# REQUIREMENTS
Search the material for the string "html", then report how many lines hold it, with no other text.

# DATASET EXCERPT
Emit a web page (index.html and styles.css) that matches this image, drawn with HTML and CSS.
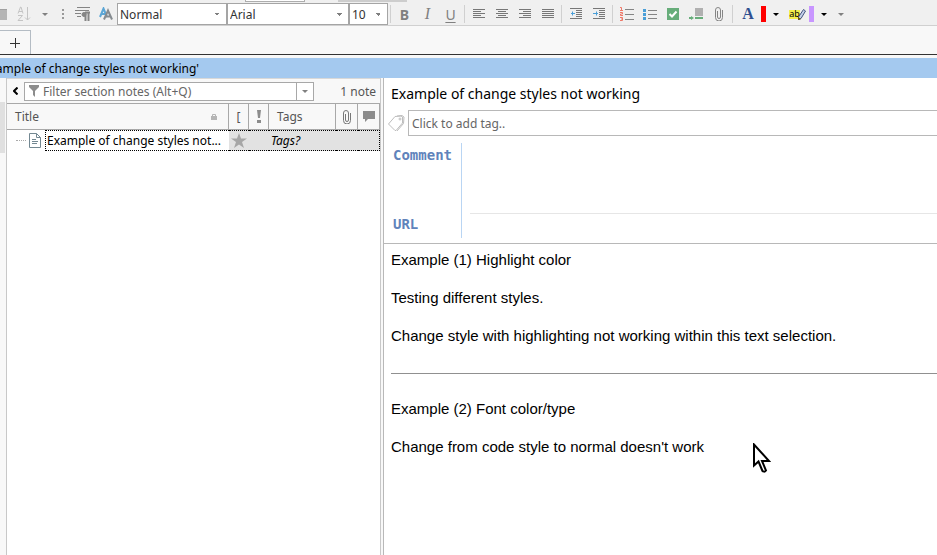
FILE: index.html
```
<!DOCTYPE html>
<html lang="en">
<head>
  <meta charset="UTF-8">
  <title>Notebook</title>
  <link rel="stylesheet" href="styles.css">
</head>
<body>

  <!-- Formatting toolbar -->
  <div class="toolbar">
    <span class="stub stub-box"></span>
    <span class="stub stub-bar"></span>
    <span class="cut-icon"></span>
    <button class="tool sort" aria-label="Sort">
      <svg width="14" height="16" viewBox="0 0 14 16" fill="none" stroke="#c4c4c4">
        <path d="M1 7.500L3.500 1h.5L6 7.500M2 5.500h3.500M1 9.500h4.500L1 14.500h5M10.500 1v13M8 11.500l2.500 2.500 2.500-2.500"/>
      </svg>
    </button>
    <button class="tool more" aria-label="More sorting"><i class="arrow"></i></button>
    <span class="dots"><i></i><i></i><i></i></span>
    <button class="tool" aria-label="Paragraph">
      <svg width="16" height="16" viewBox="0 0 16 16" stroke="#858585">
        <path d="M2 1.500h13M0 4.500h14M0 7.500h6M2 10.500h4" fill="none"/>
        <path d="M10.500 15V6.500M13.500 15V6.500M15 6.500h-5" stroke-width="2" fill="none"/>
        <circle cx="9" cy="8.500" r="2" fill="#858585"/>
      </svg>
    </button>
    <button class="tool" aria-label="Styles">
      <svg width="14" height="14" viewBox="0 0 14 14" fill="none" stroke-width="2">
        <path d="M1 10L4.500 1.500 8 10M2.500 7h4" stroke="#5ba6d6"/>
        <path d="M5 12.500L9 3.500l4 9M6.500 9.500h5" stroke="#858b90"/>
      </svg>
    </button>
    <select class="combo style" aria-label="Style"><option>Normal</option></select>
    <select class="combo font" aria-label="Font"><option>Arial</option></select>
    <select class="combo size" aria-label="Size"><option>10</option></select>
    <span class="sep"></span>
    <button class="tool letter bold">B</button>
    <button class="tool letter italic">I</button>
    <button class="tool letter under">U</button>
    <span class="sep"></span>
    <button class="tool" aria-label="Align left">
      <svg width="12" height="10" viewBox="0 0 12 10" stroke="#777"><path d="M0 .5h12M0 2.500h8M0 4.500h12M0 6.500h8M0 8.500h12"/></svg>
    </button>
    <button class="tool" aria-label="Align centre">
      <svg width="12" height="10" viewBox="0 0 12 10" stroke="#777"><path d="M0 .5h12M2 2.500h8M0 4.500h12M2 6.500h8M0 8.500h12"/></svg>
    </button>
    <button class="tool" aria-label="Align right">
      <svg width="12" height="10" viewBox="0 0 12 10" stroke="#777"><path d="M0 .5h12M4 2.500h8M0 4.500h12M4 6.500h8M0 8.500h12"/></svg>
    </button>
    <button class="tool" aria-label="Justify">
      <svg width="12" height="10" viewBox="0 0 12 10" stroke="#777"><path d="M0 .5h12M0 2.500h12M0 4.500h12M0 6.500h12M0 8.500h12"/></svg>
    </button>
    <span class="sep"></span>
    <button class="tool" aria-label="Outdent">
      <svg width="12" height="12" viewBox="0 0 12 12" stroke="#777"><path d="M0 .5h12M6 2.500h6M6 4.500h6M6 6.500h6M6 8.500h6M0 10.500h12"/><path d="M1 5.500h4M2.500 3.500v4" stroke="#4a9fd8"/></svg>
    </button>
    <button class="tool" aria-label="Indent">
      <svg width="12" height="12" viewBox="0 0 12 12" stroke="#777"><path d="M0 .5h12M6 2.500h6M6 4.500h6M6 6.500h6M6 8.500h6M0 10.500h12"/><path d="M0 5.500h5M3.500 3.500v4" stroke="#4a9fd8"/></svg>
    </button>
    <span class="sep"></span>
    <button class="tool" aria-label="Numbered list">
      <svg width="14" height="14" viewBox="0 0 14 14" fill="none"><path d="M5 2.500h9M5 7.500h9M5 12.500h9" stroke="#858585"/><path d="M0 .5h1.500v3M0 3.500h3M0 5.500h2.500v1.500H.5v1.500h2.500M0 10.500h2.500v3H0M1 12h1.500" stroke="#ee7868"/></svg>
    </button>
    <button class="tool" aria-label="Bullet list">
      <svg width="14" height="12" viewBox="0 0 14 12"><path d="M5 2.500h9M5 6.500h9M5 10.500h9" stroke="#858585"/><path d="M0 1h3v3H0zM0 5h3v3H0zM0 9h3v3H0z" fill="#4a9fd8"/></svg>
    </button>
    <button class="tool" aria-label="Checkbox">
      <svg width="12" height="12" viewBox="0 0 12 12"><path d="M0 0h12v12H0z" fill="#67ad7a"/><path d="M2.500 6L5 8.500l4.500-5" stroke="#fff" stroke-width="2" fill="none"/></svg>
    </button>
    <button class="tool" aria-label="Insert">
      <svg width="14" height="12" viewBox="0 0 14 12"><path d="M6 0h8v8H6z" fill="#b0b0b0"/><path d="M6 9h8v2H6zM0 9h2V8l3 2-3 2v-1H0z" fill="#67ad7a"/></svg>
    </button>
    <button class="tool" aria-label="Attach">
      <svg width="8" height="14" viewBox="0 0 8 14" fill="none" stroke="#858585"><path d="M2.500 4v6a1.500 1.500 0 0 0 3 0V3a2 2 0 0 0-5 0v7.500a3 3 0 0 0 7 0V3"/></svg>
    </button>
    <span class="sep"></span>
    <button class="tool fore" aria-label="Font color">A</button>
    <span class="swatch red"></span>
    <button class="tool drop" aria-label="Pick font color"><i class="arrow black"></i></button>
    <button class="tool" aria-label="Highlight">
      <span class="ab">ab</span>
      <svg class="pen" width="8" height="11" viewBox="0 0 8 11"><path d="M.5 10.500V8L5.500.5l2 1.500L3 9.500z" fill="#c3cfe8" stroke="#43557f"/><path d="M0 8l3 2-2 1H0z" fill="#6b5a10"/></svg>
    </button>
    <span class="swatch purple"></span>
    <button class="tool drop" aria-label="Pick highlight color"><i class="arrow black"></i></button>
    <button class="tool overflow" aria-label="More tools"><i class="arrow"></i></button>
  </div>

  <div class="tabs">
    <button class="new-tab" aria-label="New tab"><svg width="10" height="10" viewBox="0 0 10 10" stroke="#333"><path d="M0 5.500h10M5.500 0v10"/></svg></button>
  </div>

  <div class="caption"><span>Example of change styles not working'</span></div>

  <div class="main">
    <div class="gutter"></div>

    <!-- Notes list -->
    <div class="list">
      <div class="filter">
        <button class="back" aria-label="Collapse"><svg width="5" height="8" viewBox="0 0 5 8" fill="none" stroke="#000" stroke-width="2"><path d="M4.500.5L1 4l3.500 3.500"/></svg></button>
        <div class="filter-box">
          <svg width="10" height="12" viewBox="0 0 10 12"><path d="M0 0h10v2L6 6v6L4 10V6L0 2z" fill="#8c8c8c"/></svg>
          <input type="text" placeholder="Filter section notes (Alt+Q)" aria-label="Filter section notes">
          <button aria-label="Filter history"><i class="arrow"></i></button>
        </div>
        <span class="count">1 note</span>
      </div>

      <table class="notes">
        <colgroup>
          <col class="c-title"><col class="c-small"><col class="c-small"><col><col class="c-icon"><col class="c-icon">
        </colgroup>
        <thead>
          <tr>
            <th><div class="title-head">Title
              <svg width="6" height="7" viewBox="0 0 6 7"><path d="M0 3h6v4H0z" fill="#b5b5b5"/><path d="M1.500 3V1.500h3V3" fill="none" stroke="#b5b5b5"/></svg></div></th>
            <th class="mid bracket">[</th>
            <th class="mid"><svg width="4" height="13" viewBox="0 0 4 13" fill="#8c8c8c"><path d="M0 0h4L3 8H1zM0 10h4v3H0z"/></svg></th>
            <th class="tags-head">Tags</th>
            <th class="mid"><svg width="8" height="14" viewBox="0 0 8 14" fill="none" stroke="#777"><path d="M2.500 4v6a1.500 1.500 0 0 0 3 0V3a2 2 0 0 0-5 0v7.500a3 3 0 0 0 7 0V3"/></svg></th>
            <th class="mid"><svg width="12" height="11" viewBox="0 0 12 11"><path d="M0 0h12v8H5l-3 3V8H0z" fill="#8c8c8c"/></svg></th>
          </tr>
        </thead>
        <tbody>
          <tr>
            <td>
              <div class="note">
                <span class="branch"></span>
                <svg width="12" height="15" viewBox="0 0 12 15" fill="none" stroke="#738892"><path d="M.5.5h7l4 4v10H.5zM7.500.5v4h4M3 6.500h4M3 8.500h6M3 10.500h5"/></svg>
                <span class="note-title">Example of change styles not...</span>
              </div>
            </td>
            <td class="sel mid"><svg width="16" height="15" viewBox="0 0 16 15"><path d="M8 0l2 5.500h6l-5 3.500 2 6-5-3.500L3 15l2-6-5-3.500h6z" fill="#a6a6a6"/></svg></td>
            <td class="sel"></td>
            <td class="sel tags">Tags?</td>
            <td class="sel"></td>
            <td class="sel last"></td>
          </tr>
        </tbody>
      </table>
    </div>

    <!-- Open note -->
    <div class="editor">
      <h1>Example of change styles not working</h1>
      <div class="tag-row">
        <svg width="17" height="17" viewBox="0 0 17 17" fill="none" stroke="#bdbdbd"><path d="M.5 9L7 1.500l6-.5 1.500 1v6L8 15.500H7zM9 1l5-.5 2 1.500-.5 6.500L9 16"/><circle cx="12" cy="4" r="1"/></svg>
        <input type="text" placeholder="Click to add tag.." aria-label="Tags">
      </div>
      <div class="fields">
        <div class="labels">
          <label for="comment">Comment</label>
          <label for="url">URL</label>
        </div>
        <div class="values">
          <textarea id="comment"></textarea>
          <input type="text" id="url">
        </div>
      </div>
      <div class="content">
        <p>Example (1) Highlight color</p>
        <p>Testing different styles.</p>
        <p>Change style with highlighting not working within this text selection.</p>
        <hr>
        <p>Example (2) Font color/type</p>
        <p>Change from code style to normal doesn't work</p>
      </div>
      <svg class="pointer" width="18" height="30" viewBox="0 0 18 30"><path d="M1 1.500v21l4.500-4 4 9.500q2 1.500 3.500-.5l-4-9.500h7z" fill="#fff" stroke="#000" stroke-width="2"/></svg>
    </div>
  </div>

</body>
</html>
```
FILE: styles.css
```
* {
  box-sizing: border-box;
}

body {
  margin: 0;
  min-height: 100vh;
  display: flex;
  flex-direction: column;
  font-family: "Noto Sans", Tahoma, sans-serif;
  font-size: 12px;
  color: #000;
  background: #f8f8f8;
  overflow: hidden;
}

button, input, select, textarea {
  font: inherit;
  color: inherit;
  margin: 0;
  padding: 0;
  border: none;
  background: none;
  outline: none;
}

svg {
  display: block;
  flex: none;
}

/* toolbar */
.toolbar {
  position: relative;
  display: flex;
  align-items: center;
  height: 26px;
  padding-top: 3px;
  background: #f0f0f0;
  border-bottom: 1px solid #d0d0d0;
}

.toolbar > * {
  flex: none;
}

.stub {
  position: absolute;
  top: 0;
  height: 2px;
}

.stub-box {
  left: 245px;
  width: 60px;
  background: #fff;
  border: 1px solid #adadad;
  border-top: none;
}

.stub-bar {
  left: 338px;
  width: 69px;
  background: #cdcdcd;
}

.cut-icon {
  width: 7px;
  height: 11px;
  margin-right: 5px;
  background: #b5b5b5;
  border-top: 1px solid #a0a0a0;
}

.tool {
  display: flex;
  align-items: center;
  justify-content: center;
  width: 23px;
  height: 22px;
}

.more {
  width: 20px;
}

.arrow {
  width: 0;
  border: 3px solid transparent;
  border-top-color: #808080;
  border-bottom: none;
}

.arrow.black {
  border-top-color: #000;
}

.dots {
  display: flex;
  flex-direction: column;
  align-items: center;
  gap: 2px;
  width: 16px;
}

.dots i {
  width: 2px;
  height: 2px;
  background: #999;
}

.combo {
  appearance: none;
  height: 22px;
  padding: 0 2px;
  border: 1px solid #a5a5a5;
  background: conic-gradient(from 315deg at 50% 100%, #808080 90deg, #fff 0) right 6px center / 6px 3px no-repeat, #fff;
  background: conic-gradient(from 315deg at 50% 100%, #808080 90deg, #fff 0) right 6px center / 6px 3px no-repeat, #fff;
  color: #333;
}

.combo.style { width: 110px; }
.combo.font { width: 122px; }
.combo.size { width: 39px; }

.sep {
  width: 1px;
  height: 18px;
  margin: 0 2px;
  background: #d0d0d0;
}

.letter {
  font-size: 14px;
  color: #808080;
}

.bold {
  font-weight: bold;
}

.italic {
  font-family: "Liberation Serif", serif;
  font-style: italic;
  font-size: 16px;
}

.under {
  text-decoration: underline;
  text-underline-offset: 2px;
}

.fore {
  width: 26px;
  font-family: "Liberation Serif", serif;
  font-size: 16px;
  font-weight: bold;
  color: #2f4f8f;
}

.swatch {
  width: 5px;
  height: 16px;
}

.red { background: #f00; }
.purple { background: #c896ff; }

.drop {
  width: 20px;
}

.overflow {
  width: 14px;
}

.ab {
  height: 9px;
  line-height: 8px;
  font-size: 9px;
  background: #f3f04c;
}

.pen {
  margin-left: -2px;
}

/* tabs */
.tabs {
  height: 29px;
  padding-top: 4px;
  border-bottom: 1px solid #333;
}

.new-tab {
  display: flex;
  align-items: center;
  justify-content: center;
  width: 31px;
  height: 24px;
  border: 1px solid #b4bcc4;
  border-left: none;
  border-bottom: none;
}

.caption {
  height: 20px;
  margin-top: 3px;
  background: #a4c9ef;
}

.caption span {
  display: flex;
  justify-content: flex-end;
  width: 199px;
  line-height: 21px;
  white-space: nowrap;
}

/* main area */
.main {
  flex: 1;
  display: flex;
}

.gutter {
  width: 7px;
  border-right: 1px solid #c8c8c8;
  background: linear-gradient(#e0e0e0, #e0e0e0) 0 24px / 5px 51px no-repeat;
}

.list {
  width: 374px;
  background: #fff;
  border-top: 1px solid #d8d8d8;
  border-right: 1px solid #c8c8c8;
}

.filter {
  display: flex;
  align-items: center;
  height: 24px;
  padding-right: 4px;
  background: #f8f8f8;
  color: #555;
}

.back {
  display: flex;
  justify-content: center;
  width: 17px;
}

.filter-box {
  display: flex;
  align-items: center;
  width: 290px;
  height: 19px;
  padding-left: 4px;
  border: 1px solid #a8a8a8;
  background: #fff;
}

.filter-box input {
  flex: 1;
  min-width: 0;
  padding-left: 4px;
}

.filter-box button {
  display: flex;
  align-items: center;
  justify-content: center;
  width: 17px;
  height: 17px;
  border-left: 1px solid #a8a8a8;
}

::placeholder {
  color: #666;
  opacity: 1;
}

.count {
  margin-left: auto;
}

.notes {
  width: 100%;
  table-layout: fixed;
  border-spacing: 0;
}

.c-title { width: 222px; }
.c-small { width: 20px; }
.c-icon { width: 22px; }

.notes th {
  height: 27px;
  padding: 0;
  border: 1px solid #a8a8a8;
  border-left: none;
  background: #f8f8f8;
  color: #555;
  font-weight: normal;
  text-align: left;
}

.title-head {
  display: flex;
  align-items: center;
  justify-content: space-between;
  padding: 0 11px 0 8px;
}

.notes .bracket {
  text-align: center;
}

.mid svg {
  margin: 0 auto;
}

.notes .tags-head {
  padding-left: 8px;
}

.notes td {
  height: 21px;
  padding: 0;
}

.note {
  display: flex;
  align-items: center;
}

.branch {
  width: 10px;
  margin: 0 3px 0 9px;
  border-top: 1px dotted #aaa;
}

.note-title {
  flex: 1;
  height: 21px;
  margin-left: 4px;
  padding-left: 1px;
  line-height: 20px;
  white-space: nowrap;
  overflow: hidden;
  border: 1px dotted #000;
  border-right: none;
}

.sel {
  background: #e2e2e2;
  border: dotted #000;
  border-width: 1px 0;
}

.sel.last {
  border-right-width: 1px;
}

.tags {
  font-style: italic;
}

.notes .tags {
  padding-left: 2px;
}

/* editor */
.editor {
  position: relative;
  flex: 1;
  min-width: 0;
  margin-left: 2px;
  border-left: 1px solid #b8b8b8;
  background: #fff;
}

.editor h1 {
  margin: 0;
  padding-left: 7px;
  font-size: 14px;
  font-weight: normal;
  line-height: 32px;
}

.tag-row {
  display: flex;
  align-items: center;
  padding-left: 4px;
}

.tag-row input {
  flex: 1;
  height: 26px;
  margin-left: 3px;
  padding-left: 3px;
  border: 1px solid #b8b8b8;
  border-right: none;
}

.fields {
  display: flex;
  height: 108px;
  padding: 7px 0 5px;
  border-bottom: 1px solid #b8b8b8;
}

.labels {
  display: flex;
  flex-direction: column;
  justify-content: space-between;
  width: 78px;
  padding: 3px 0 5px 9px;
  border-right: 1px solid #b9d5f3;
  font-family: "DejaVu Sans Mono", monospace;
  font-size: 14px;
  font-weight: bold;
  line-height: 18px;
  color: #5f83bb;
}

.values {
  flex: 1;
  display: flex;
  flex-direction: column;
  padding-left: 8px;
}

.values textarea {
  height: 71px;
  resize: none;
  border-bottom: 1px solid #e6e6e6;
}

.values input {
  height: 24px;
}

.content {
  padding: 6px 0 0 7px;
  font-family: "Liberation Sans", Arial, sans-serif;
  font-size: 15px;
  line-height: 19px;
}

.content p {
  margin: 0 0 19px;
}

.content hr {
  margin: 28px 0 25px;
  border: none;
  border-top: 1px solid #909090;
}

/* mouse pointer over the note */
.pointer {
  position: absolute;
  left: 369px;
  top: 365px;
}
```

# TASK OUTPUT
5